Not sure if this is the right area of the forums to ask this, but this is a music related question. Electric violins work through "pick ups", which are transducers, right? Please correct me if I'm wrong. Can we have a transducer that only picks up some harmonics of the Fundamental pitch, instead of all of them? There are some digital plugins that we can have on the computer that analyze the digital signal, execute pitch detection, then it locates the harmonics and you can choose to remove some of them if you like; the problem with this is that it causes some latency, as the harmonic removal is being done after the signal has been released. So can we instead have a transducer that does this at the source, only picks up some over others?
 

Audioguru again

Joined Oct 21, 2019
2,836
Analog electronics can reduce the level of the fundamental frequency, reduce the level of some harmonics and increase the level of some harmonics.
A highpass filter cuts low frequencies.
A lowpass filter cuts high frequencIes.
A notch filter cuts one or a few frequencies.

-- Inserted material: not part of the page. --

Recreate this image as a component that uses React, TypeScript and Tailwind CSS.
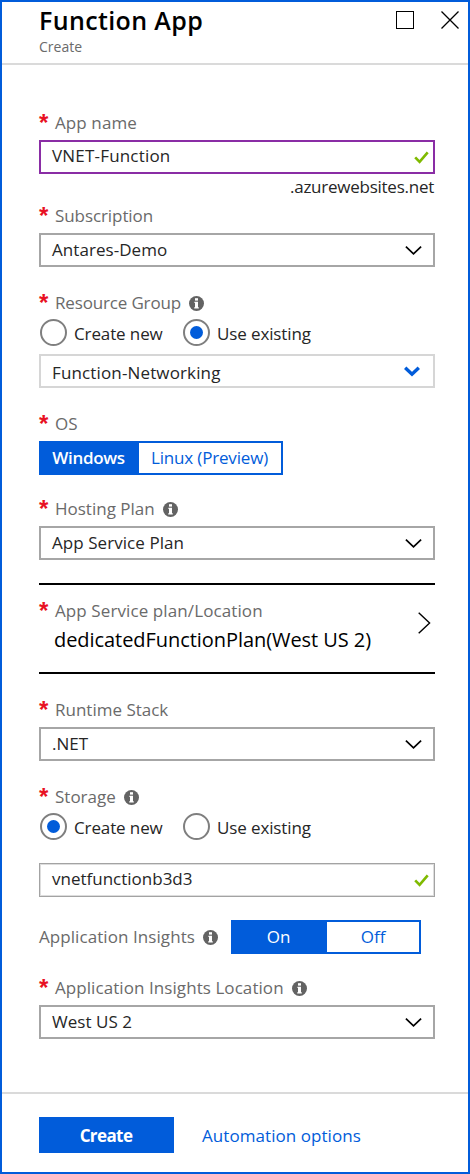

A transducer usually has a fairly flat frequency response over most audio frequencies.
 

crutschow

Joined Mar 14, 2008
26,726
A transducer really can't do that because of the wide range of frequencies it has to respond to.

One way would be to have some type of notch filter that would track the the fundamental and suppress it on the fly.
Not a trivial task.

A high speed signal processor with the right software might be able to do it.
Here are some references for tracking notch filters.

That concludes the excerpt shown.